• _Supplied material_:

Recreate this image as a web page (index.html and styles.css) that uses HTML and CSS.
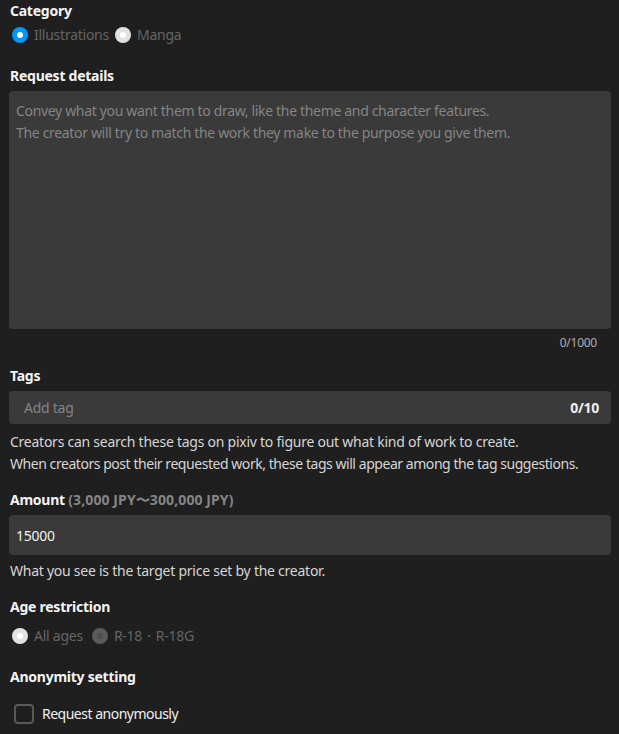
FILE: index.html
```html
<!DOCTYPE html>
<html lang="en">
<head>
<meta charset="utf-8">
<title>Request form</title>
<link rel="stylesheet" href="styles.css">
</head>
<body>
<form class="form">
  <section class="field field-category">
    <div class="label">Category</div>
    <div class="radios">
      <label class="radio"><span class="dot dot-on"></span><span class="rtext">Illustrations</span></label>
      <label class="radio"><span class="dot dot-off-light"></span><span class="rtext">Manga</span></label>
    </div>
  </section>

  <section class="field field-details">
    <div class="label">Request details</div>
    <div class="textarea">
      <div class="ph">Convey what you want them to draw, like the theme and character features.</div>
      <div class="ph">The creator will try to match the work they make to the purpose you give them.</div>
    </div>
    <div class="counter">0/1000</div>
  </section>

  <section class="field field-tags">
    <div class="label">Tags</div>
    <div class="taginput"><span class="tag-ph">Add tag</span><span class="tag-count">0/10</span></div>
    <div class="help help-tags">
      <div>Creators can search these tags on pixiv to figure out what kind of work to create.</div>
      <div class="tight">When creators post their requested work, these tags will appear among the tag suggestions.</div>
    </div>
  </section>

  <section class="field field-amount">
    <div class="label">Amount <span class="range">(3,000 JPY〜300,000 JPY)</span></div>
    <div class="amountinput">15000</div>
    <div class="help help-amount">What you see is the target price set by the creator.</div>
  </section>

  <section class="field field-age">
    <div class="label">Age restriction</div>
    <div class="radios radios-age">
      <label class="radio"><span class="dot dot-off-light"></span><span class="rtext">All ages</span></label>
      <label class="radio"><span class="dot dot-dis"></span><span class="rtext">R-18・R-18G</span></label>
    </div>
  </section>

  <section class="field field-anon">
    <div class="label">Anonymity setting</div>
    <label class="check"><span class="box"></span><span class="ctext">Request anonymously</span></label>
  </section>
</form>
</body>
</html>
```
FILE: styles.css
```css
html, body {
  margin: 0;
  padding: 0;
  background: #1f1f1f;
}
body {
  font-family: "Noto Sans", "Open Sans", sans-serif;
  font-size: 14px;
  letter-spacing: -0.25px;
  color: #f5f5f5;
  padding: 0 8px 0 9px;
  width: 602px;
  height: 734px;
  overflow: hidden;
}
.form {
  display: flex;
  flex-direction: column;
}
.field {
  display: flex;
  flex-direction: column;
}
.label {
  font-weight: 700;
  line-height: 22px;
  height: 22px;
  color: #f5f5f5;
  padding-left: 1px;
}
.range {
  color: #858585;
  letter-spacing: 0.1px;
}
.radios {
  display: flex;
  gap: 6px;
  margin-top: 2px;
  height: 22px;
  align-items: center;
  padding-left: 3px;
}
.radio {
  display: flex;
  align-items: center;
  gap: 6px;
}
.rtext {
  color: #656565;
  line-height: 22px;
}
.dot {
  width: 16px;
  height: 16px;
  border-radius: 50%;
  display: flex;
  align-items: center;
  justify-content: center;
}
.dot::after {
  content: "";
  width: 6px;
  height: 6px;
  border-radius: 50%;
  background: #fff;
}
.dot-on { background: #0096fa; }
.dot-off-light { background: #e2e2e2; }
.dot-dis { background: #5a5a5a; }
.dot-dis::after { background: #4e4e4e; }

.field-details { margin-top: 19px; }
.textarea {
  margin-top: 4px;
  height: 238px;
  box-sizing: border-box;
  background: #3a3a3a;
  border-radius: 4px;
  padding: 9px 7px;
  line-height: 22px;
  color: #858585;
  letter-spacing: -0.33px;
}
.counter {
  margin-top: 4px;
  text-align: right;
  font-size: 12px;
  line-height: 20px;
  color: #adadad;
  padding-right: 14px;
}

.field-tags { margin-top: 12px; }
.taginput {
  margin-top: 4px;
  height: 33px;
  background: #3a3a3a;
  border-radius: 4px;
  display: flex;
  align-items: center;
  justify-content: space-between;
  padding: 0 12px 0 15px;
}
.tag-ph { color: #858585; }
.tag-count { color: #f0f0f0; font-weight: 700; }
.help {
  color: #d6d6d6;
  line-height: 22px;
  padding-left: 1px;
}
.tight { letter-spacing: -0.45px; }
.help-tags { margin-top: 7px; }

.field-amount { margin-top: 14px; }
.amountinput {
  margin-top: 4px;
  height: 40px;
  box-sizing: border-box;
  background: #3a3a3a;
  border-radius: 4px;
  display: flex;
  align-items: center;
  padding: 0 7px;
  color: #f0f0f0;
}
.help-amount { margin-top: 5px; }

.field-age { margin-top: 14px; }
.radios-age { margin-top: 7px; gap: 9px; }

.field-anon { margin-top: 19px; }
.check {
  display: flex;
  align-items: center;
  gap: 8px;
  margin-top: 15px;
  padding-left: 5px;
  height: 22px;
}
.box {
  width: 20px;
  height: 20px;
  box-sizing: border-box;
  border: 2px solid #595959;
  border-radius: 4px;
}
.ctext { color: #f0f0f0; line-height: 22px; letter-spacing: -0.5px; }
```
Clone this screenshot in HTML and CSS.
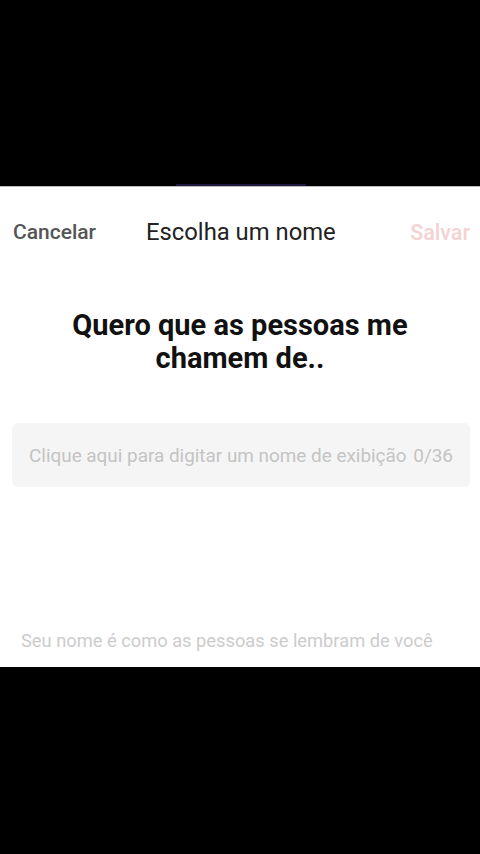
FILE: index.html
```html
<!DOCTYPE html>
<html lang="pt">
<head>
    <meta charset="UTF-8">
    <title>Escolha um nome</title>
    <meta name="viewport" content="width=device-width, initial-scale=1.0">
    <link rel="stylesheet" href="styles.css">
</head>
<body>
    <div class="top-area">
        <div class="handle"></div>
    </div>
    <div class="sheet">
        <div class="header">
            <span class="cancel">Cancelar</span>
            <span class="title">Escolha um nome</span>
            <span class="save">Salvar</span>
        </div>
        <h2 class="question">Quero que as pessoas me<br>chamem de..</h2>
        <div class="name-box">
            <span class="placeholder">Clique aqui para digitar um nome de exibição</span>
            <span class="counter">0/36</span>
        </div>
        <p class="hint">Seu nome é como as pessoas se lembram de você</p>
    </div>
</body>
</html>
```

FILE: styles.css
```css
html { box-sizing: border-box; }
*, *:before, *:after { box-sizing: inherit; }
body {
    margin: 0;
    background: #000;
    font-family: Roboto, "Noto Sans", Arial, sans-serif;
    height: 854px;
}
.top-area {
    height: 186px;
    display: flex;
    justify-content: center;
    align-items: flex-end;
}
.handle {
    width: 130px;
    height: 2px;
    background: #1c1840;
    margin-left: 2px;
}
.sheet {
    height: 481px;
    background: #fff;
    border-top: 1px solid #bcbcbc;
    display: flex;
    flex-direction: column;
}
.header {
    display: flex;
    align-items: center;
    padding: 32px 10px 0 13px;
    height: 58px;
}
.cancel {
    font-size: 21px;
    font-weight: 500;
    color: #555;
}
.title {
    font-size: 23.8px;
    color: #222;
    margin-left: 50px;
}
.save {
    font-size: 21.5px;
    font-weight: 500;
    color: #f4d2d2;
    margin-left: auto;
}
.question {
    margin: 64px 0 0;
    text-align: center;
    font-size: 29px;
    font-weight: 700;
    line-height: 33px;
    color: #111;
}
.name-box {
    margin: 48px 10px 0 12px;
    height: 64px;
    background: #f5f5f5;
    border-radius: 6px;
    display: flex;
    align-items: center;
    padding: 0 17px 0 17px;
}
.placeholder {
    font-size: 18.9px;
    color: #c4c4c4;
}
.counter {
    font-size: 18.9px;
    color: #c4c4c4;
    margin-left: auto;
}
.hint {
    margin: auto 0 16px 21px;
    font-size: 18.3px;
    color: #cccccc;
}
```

• _Requirements_: Find how many lines of the material carry the string "styles". Only the number should be in the answer.

• _Solved problem_: 5